Generation Text hits playground pavement

OH, to be a kid again.

A today-kid, with all the fantastic vids with high-tech graphics, the endless access to Angry Birds on parents’ iPhones, the Facebook poke wars easing the sharp pains of puberty.

When I was 11, the extremes of technology meant nerdy educational programs like “Mavis Beacon Teaches Typing” on clunky computers, one-dimensional King Koopas on Nintendo and teenagers with beepers.

There was still such a thing as getting graded on your penmanship.

For me, elementary school conjures highly vivid postcards of the memory: skinned knees, the excitement of getting a birthday invitation from a cool kid in the mail, the taste of that amazing fake cheese you got to spread on crackers with a red plastic stick.

My most frequently used words: troll dolls, pogs, candy, becoming 13, puberty, MC Hammer, pizza, Seventeen magazine.

I know so because in writing this, I went back and found a bright green Kero-Keroppi diary spanning grades 4-6, each entry written in cursive, my fourth-grade yearbook picture taped to the inside cover (pre head-gear, overbite city), and entries ranging from kid-typical to downright embarrassing:

May 12, 1994: “Today was easy going. I did 20 pushups in PE. I lost a really good pog. Eric got a retainer. He looks cute. At lunch I found out what I am doing in the swim meet. I am doing one lap freestyle. After school I went to Vons and got Seventeen and YM. They’re cool but gross. They

talk about sex. I’m getting a new bat. I didn’t have to do homework, but history test tomorrow. UHOH!”No one ever said it was easy being a kid. But since I don’t get to hang with generation Justin Bieber, it was hard for me to really know how things have changed for kids these days. So I decided to do something most people might not want to do:

I went back to my old elementary school, High Point, up in Kinneloa.

It was official business, really. My sixth-grade teacher Mrs. Richman set the whole thing up. I liked her at 11 years old and I like her just as much at 28.

But jeez.
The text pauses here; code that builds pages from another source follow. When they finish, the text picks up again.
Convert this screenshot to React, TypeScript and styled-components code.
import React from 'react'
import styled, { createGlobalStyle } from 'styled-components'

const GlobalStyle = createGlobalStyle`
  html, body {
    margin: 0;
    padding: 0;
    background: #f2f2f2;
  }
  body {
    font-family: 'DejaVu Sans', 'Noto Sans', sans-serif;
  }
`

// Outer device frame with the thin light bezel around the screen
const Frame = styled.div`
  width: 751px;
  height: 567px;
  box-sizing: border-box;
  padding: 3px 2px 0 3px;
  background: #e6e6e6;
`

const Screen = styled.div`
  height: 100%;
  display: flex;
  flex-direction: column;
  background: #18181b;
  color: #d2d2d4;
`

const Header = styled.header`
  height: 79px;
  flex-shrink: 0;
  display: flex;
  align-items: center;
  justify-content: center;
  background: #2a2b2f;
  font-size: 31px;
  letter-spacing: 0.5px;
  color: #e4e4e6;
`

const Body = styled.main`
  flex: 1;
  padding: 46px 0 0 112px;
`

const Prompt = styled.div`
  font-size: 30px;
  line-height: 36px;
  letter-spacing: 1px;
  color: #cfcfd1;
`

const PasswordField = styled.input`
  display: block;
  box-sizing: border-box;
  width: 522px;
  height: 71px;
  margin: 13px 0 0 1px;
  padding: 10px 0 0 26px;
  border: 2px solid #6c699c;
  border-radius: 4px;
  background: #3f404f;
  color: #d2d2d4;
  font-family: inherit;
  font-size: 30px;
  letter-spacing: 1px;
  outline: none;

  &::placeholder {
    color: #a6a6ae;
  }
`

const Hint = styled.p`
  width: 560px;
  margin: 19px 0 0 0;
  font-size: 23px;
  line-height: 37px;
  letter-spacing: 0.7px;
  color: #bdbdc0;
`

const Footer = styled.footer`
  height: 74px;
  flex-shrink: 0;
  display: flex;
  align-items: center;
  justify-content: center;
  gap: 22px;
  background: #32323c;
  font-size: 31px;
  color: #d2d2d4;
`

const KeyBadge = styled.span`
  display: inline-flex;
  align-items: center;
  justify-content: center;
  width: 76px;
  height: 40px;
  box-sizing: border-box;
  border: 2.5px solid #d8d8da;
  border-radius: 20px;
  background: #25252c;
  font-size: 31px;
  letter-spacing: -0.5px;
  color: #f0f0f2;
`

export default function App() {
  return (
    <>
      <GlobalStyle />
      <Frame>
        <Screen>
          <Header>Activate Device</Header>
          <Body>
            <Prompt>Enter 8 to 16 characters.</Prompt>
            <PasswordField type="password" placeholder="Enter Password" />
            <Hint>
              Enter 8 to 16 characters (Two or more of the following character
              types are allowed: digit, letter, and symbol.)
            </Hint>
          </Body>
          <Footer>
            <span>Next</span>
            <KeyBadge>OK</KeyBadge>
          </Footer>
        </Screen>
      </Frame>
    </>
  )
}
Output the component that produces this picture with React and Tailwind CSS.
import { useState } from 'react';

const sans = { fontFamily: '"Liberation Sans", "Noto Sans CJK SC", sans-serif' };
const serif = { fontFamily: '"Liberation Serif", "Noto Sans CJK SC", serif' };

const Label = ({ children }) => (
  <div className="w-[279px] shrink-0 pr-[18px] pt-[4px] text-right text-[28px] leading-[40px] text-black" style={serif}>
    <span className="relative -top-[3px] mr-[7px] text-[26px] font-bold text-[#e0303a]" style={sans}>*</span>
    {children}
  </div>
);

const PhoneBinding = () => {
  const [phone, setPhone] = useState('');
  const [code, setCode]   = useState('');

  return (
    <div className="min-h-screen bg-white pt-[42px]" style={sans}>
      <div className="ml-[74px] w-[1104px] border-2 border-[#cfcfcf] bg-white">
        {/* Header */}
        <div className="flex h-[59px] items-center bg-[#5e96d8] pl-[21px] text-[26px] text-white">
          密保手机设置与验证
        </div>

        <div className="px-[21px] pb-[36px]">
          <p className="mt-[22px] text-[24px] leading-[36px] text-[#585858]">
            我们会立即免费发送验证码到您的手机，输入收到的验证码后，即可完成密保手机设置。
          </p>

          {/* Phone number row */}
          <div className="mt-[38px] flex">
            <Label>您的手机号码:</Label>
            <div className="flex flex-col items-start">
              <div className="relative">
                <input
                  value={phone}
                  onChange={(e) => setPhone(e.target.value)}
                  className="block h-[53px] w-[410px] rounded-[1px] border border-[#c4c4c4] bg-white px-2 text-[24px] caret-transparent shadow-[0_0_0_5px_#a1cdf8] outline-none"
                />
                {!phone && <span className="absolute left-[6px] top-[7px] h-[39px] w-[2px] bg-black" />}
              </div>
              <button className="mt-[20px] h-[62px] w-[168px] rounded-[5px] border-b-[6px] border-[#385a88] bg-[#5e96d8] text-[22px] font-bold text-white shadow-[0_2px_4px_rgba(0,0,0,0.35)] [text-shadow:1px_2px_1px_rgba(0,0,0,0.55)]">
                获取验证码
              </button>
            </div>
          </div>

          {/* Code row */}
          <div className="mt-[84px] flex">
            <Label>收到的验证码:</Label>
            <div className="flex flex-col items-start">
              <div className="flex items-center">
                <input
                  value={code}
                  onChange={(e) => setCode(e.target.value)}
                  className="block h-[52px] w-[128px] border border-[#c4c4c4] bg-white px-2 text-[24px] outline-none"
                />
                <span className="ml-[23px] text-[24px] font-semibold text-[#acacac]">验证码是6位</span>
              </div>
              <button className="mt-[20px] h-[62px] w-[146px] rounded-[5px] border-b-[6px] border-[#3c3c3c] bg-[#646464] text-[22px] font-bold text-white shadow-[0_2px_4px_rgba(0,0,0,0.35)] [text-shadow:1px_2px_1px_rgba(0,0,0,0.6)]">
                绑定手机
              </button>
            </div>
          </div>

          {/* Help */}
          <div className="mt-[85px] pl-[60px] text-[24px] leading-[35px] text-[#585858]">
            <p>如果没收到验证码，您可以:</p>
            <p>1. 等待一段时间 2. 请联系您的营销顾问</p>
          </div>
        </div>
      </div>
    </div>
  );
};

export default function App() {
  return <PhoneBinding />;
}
Portalling back down into the depths of childhood?

No easy feat.

We squeezed in a roundtable discussion before P.E. and I saw that mostly, kids think the same things about technology as adults do – they’re just as confused by what it’s doing to them as we are.

They say things like: “I pretty much like anything Apple is coming out with.” “I’m really jealous because my brother has a phone.” “It’s a lot of sitting on the couch, watching TV and playing on iPads and iTouch.” “I like texting when I’m tired and I like talking when trying to explain something.” “There’s nothing better than writing a nice handwritten letter.” My personal favorite: “It’s getting too techy,” said one 9-year-old, who recently transitioned from sending his birthday invitations from real mail to Evites.

Generally, they tell me, you get a cell phone when you’re 12, but your older brother lets you use his phone to call your friends, you play the electronic drums on your TV but you watch TV on your computer, you buy apps on your dad’s iPhone, books on your mom’s iPad – though you think real books are generally cooler because you get to hold the actual book in your hand and use a bookmark and stuff.

Oh, and if you forgot your homework, you can download it online.

Sure, some classroom blackboards have been replaced with “Smartboards” (think huge iPad on the wall) and homework is sent up into the Google Doc cloud instead of being shoved in a trapper keeper.

But a report on Tutankhamen or a book report on “Where the Red Fern Grows” is still a report no matter the medium.

If memory serves, having to do a report sucks.

The morning went just fine, but there was something I saw that made the whole day – after the little adults philosophized on all things Apple – there was this glimmer in each of their eyes that I suddenly remembered from being a kid. The glimmer was of course about how excited they were for our little panel discussion to be over so they could run outside and play.

I walked slowly across the same blacktop I used to play Chinese jump rope and four square on, watching them making noise and throwing balls around like it was their job.

Maybe they had already texted their friends where to meet for lunch. But right then, they just played on.